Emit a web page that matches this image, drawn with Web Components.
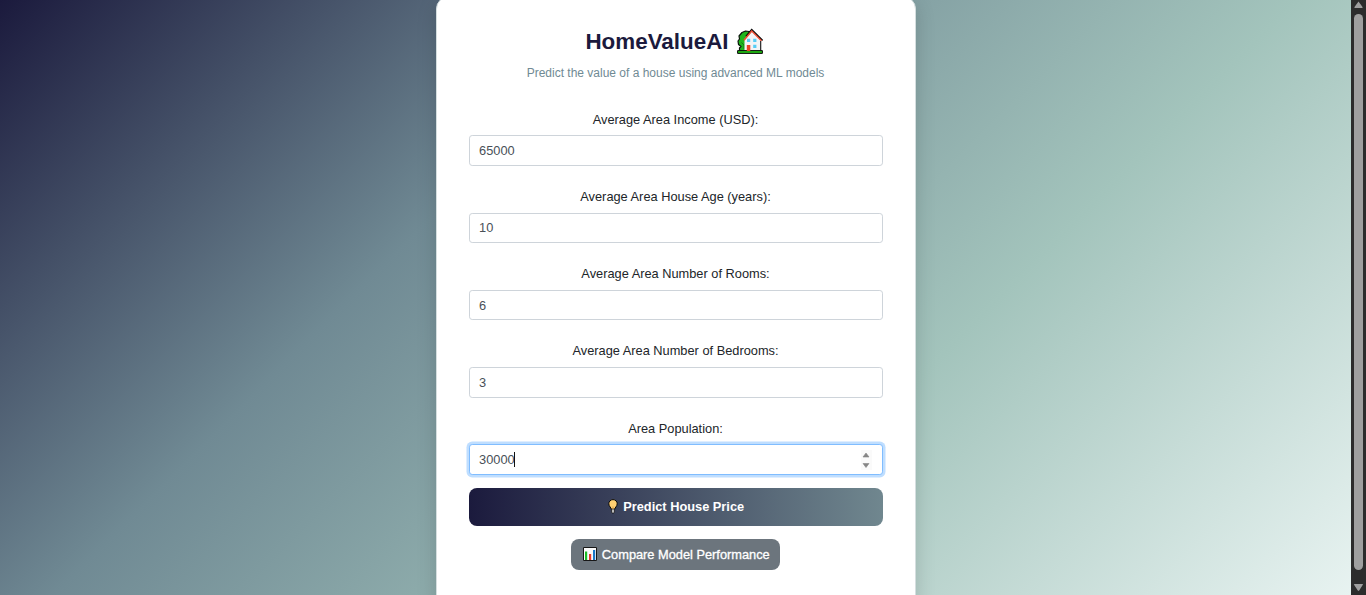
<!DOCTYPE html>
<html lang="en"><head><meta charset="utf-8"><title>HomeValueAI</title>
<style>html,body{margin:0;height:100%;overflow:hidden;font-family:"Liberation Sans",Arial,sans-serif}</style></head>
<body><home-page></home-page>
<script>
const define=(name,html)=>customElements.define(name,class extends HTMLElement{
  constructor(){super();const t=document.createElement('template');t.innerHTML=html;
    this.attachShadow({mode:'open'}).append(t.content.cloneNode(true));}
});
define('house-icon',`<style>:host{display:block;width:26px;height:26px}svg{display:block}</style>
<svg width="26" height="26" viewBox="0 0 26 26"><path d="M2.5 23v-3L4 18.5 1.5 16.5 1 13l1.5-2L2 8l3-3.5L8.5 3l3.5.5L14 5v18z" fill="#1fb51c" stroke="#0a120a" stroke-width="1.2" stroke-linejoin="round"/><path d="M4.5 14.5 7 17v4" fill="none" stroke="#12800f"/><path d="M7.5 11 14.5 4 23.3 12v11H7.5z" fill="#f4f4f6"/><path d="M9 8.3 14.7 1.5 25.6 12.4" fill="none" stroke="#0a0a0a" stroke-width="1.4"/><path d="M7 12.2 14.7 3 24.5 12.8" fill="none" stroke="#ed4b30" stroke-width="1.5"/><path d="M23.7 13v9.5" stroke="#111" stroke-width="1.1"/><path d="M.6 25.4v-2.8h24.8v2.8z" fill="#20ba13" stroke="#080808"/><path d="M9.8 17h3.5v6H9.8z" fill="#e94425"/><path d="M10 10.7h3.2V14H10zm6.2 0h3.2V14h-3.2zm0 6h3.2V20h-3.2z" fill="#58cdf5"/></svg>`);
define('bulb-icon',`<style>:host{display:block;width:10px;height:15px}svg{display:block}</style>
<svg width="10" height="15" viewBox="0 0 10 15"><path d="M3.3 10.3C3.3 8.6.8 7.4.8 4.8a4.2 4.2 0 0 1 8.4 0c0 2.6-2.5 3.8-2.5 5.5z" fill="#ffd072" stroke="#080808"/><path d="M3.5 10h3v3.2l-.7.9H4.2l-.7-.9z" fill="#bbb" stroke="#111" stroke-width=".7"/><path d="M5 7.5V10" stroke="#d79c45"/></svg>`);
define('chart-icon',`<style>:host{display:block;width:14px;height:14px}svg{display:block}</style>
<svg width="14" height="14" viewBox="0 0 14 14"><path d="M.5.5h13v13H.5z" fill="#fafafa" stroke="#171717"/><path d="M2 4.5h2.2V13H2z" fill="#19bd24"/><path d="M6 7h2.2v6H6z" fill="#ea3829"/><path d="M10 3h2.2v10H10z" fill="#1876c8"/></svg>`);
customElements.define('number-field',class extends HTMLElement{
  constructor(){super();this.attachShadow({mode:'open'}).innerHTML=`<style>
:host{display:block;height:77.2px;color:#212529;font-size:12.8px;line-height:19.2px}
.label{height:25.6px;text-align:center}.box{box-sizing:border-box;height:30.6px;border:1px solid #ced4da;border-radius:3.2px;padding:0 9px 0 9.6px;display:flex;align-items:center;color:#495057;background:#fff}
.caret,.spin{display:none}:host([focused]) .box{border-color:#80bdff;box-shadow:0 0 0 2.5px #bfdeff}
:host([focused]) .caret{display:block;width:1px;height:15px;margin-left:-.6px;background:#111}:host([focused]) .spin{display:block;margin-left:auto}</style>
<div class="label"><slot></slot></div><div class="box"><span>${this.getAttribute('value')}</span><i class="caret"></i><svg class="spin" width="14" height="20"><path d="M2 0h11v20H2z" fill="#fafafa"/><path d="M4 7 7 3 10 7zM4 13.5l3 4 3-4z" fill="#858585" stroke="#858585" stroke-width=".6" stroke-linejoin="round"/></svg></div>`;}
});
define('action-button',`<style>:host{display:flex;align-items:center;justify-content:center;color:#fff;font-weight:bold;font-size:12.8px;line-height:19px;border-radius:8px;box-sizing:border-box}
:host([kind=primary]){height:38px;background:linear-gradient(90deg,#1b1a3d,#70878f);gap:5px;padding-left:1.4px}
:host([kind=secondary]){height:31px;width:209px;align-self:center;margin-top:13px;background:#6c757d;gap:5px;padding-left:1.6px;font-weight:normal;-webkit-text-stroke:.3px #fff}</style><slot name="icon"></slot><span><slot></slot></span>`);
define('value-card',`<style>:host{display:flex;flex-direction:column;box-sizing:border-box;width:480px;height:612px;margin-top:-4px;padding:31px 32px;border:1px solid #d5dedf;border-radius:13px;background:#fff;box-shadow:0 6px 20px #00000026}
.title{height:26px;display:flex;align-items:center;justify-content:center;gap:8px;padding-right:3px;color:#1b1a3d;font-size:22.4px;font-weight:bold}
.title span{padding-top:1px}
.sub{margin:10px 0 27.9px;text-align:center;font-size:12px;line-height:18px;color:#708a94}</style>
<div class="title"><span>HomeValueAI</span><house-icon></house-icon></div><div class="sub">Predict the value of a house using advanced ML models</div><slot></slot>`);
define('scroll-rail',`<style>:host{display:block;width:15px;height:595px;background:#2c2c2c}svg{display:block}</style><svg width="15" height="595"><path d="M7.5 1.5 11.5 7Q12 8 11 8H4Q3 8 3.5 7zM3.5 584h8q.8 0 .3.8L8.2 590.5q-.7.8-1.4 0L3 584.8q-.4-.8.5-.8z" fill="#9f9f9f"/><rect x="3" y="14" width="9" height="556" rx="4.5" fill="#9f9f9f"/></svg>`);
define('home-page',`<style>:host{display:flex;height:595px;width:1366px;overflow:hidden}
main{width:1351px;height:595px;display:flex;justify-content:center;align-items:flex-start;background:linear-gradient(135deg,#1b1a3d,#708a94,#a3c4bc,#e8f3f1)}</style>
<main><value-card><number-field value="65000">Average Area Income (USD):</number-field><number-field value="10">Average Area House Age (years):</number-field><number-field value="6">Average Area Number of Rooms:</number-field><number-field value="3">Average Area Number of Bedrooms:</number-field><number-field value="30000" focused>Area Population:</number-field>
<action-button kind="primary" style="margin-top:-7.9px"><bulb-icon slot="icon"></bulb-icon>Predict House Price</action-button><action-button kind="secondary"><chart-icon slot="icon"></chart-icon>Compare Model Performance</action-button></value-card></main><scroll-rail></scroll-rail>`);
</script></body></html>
:::::
| PROBLEM REQUIREMENTS |
Could you repeat all of the material exactly? Pictures should not be copied.

| EXERCISE SOLUTION |
Emit a web page that matches this image, drawn with Web Components.
<!DOCTYPE html>
<html lang="en"><head><meta charset="utf-8"><title>HomeValueAI</title>
<style>html,body{margin:0;height:100%;overflow:hidden;font-family:"Liberation Sans",Arial,sans-serif}</style></head>
<body><home-page></home-page>
<script>
const define=(name,html)=>customElements.define(name,class extends HTMLElement{
  constructor(){super();const t=document.createElement('template');t.innerHTML=html;
    this.attachShadow({mode:'open'}).append(t.content.cloneNode(true));}
});
define('house-icon',`<style>:host{display:block;width:26px;height:26px}svg{display:block}</style>
<svg width="26" height="26" viewBox="0 0 26 26"><path d="M2.5 23v-3L4 18.5 1.5 16.5 1 13l1.5-2L2 8l3-3.5L8.5 3l3.5.5L14 5v18z" fill="#1fb51c" stroke="#0a120a" stroke-width="1.2" stroke-linejoin="round"/><path d="M4.5 14.5 7 17v4" fill="none" stroke="#12800f"/><path d="M7.5 11 14.5 4 23.3 12v11H7.5z" fill="#f4f4f6"/><path d="M9 8.3 14.7 1.5 25.6 12.4" fill="none" stroke="#0a0a0a" stroke-width="1.4"/><path d="M7 12.2 14.7 3 24.5 12.8" fill="none" stroke="#ed4b30" stroke-width="1.5"/><path d="M23.7 13v9.5" stroke="#111" stroke-width="1.1"/><path d="M.6 25.4v-2.8h24.8v2.8z" fill="#20ba13" stroke="#080808"/><path d="M9.8 17h3.5v6H9.8z" fill="#e94425"/><path d="M10 10.7h3.2V14H10zm6.2 0h3.2V14h-3.2zm0 6h3.2V20h-3.2z" fill="#58cdf5"/></svg>`);
define('bulb-icon',`<style>:host{display:block;width:10px;height:15px}svg{display:block}</style>
<svg width="10" height="15" viewBox="0 0 10 15"><path d="M3.3 10.3C3.3 8.6.8 7.4.8 4.8a4.2 4.2 0 0 1 8.4 0c0 2.6-2.5 3.8-2.5 5.5z" fill="#ffd072" stroke="#080808"/><path d="M3.5 10h3v3.2l-.7.9H4.2l-.7-.9z" fill="#bbb" stroke="#111" stroke-width=".7"/><path d="M5 7.5V10" stroke="#d79c45"/></svg>`);
define('chart-icon',`<style>:host{display:block;width:14px;height:14px}svg{display:block}</style>
<svg width="14" height="14" viewBox="0 0 14 14"><path d="M.5.5h13v13H.5z" fill="#fafafa" stroke="#171717"/><path d="M2 4.5h2.2V13H2z" fill="#19bd24"/><path d="M6 7h2.2v6H6z" fill="#ea3829"/><path d="M10 3h2.2v10H10z" fill="#1876c8"/></svg>`);
customElements.define('number-field',class extends HTMLElement{
  constructor(){super();this.attachShadow({mode:'open'}).innerHTML=`<style>
:host{display:block;height:77.2px;color:#212529;font-size:12.8px;line-height:19.2px}
.label{height:25.6px;text-align:center}.box{box-sizing:border-box;height:30.6px;border:1px solid #ced4da;border-radius:3.2px;padding:0 9px 0 9.6px;display:flex;align-items:center;color:#495057;background:#fff}
.caret,.spin{display:none}:host([focused]) .box{border-color:#80bdff;box-shadow:0 0 0 2.5px #bfdeff}
:host([focused]) .caret{display:block;width:1px;height:15px;margin-left:-.6px;background:#111}:host([focused]) .spin{display:block;margin-left:auto}</style>
<div class="label"><slot></slot></div><div class="box"><span>${this.getAttribute('value')}</span><i class="caret"></i><svg class="spin" width="14" height="20"><path d="M2 0h11v20H2z" fill="#fafafa"/><path d="M4 7 7 3 10 7zM4 13.5l3 4 3-4z" fill="#858585" stroke="#858585" stroke-width=".6" stroke-linejoin="round"/></svg></div>`;}
});
define('action-button',`<style>:host{display:flex;align-items:center;justify-content:center;color:#fff;font-weight:bold;font-size:12.8px;line-height:19px;border-radius:8px;box-sizing:border-box}
:host([kind=primary]){height:38px;background:linear-gradient(90deg,#1b1a3d,#70878f);gap:5px;padding-left:1.4px}
:host([kind=secondary]){height:31px;width:209px;align-self:center;margin-top:13px;background:#6c757d;gap:5px;padding-left:1.6px;font-weight:normal;-webkit-text-stroke:.3px #fff}</style><slot name="icon"></slot><span><slot></slot></span>`);
define('value-card',`<style>:host{display:flex;flex-direction:column;box-sizing:border-box;width:480px;height:612px;margin-top:-4px;padding:31px 32px;border:1px solid #d5dedf;border-radius:13px;background:#fff;box-shadow:0 6px 20px #00000026}
.title{height:26px;display:flex;align-items:center;justify-content:center;gap:8px;padding-right:3px;color:#1b1a3d;font-size:22.4px;font-weight:bold}
.title span{padding-top:1px}
.sub{margin:10px 0 27.9px;text-align:center;font-size:12px;line-height:18px;color:#708a94}</style>
<div class="title"><span>HomeValueAI</span><house-icon></house-icon></div><div class="sub">Predict the value of a house using advanced ML models</div><slot></slot>`);
define('scroll-rail',`<style>:host{display:block;width:15px;height:595px;background:#2c2c2c}svg{display:block}</style><svg width="15" height="595"><path d="M7.5 1.5 11.5 7Q12 8 11 8H4Q3 8 3.5 7zM3.5 584h8q.8 0 .3.8L8.2 590.5q-.7.8-1.4 0L3 584.8q-.4-.8.5-.8z" fill="#9f9f9f"/><rect x="3" y="14" width="9" height="556" rx="4.5" fill="#9f9f9f"/></svg>`);
define('home-page',`<style>:host{display:flex;height:595px;width:1366px;overflow:hidden}
main{width:1351px;height:595px;display:flex;justify-content:center;align-items:flex-start;background:linear-gradient(135deg,#1b1a3d,#708a94,#a3c4bc,#e8f3f1)}</style>
<main><value-card><number-field value="65000">Average Area Income (USD):</number-field><number-field value="10">Average Area House Age (years):</number-field><number-field value="6">Average Area Number of Rooms:</number-field><number-field value="3">Average Area Number of Bedrooms:</number-field><number-field value="30000" focused>Area Population:</number-field>
<action-button kind="primary" style="margin-top:-7.9px"><bulb-icon slot="icon"></bulb-icon>Predict House Price</action-button><action-button kind="secondary"><chart-icon slot="icon"></chart-icon>Compare Model Performance</action-button></value-card></main><scroll-rail></scroll-rail>`);
</script></body></html>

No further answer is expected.